Why State of Decay succeeds:

After playing State of Decay on Xbox Live arcade for a good few hours, I am fairly confident in saying it has become not only one of my favourite open world games but also one of my favourite zombie games.

What the State of Decay does so well is implement a sense of survival in it's gameplay. Early on in the game, it is made clear to you that while you may have a base with supplies that can be fortified, it is by no means safe. In addition to the threat of losing your fellow survivors you, the player, can also be killed at which point that character is gone and you switch to a different playable character. This instils a sense that no-one is safe in this zombie infested environment. It also adds an important layer of management. As well as upgrading your base and scouting other buildings and areas for supplies, you can also switch playable characters once you have gained enough trust with them to the point where they become your friend. This trust is built up as you are sent out on missions and via random events involving your fellow survivors needing some help. Other gameplay features include vehicles, scavenging, clearing out infestations, defending your base, establishing outposts and many more.

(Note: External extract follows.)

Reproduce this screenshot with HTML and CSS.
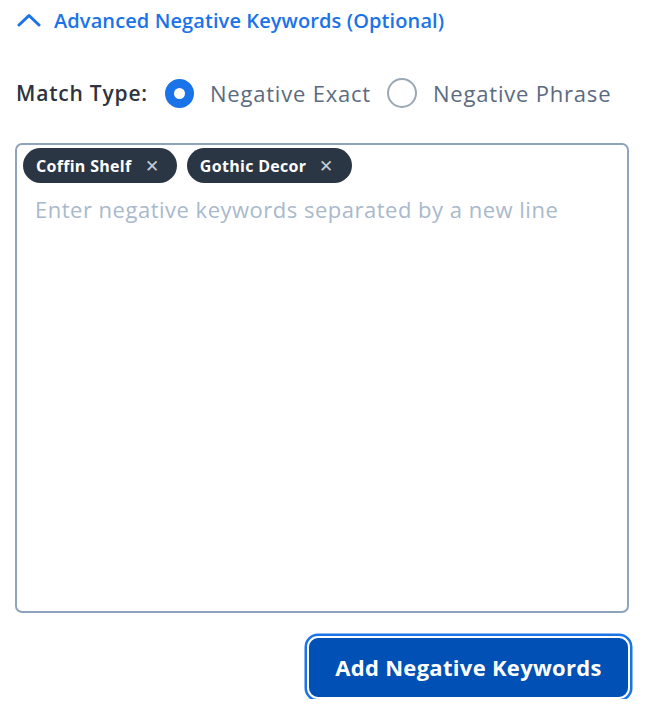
FILE: index.html
```html
<!DOCTYPE html>
<html lang="en">
<head>
    <meta charset="UTF-8">
    <meta name="viewport" content="width=device-width, initial-scale=1.0">
    <title>Negative Keywords</title>
    <link rel="stylesheet" href="styles.css">
</head>
<body>
    <div class="panel">
        <button class="toggle" type="button">
            <svg class="chevron" width="24" height="14" viewBox="0 0 24 14">
                <path d="M2 12 L12 2.5 L22 12" fill="none" stroke="#1a73e8" stroke-width="3" stroke-linecap="round" stroke-linejoin="round"/>
            </svg>
            <span>Advanced Negative Keywords (Optional)</span>
        </button>

        <div class="match-row">
            <span class="match-label">Match Type:</span>
            <label class="radio">
                <input type="radio" name="match" value="exact" checked>
                <span class="dot"></span>
                Negative Exact
            </label>
            <label class="radio">
                <input type="radio" name="match" value="phrase">
                <span class="dot"></span>
                Negative Phrase
            </label>
        </div>

        <div class="keyword-box">
            <div class="chips">
                <span class="chip">Coffin Shelf <span class="chip-x">&#x2715;</span></span>
                <span class="chip">Gothic Decor <span class="chip-x">&#x2715;</span></span>
            </div>
            <textarea placeholder="Enter negative keywords separated by a new line"></textarea>
        </div>

        <div class="actions">
            <button class="add-btn" type="button">Add Negative Keywords</button>
        </div>
    </div>
</body>
</html>
```

FILE: styles.css
```css
body {
    margin: 0;
    font-family: "Open Sans", Lato, sans-serif;
    background: #fff;
}
.panel {
    width: 614px;
    padding: 7px 0 0 15px;
}
.toggle {
    display: flex;
    align-items: center;
    gap: 13px;
    border: none;
    background: none;
    padding: 0 0 0 2px;
    font-family: inherit;
    font-size: 20px;
    font-weight: 600;
    letter-spacing: 0.1px;
    color: #1a73e8;
    height: 26px;
    cursor: pointer;
}
.match-row {
    display: flex;
    align-items: center;
    margin-top: 43px;
    height: 34px;
    font-size: 22px;
    letter-spacing: 0.8px;
}
.match-label {
    font-size: 21px;
    font-weight: 600;
    color: #2d3440;
    margin-right: 17px;
    padding-left: 1px;
}
.radio {
    display: flex;
    align-items: center;
    color: #5b6b7f;
    margin-right: 16px;
}
.radio input {
    display: none;
}
.dot {
    width: 26px;
    height: 26px;
    border: 2px solid #9aa7b6;
    border-radius: 50%;
    margin-right: 16px;
    box-sizing: content-box;
}
.radio input:checked + .dot {
    width: 11px;
    height: 11px;
    border: 9px solid #1a73e8;
}
.keyword-box {
    box-sizing: border-box;
    margin-top: 33px;
    height: 470px;
    border: 2px solid #8ea3bd;
    border-radius: 7px;
    padding: 3px 6px 0 6px;
    display: flex;
    flex-direction: column;
}
.chips {
    display: flex;
    gap: 10px;
}
.chip {
    display: inline-flex;
    align-items: center;
    height: 35px;
    padding: 0 18px 0 13px;
    background: #2b3644;
    color: #fff;
    border-radius: 18px;
    font-size: 16px;
    font-weight: 700;
    letter-spacing: 0.3px;
}
.chip-x {
    font-weight: 400;
    color: #c4ccd6;
    font-size: 17px;
    margin-left: 13px;
}
textarea {
    flex: 1;
    border: none;
    outline: none;
    resize: none;
    font-family: inherit;
    font-size: 22px;
    letter-spacing: 0.5px;
    padding: 11px 0 0 12px;
    color: #2d3440;
}
textarea::placeholder {
    color: #a9b9cb;
}
.actions {
    display: flex;
    justify-content: flex-end;
    margin-top: 23px;
}
.add-btn {
    height: 63px;
    width: 323px;
    margin-right: -1px;
    background: #0050b5;
    color: #fff;
    border: 2px solid #fff;
    border-radius: 11px;
    box-shadow: 0 0 0 2.5px #1a73e8;
    font-family: inherit;
    font-size: 22px;
    font-weight: 700;
    letter-spacing: 0.3px;
    padding-bottom: 2px;
    cursor: pointer;
}
```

Perhaps most importantly of all, zombie killing is present in abundance. Whether it's due to how you move, whether you use a silenced weapon or if you drive around like a maniac, zombies will react to your presence and actions. The choice to include leveling of skills and specialisations mean that for many gamers this may well be the open-world zombie RPG they've always wanted; being able to customize multiple characters in a persistent world. After putting so much time into developing these characters you can see how it would be a blow when you push one of them too far and they're gone forever.

While this reasonably priced arcade game certainly delivers bang for your buck, it isn't without it's problems. The UI feels a little cluttered at times and there are numerous bugs that need fixing including NPC's becoming stuck and other graphical errors such as clipping. State of Decay isn't the prettiest game you'll see either. However, many of these problems can be fixed via a patch with also mention of new features incoming such as a sandbox mode and maybe even an online mode.   

To sum up, while not the most graphically impressive or blockbuster of titles that you may play this year, I definitely recommend State of Decay. Few open-world games I have played contain such immersion, depth in gameplay and sheer fun, a point that Undead Labs should be praised for. For these reasons State of Decay is one of my favourite games this year and I cannot wait to get back to some good old fashioned zombie killing.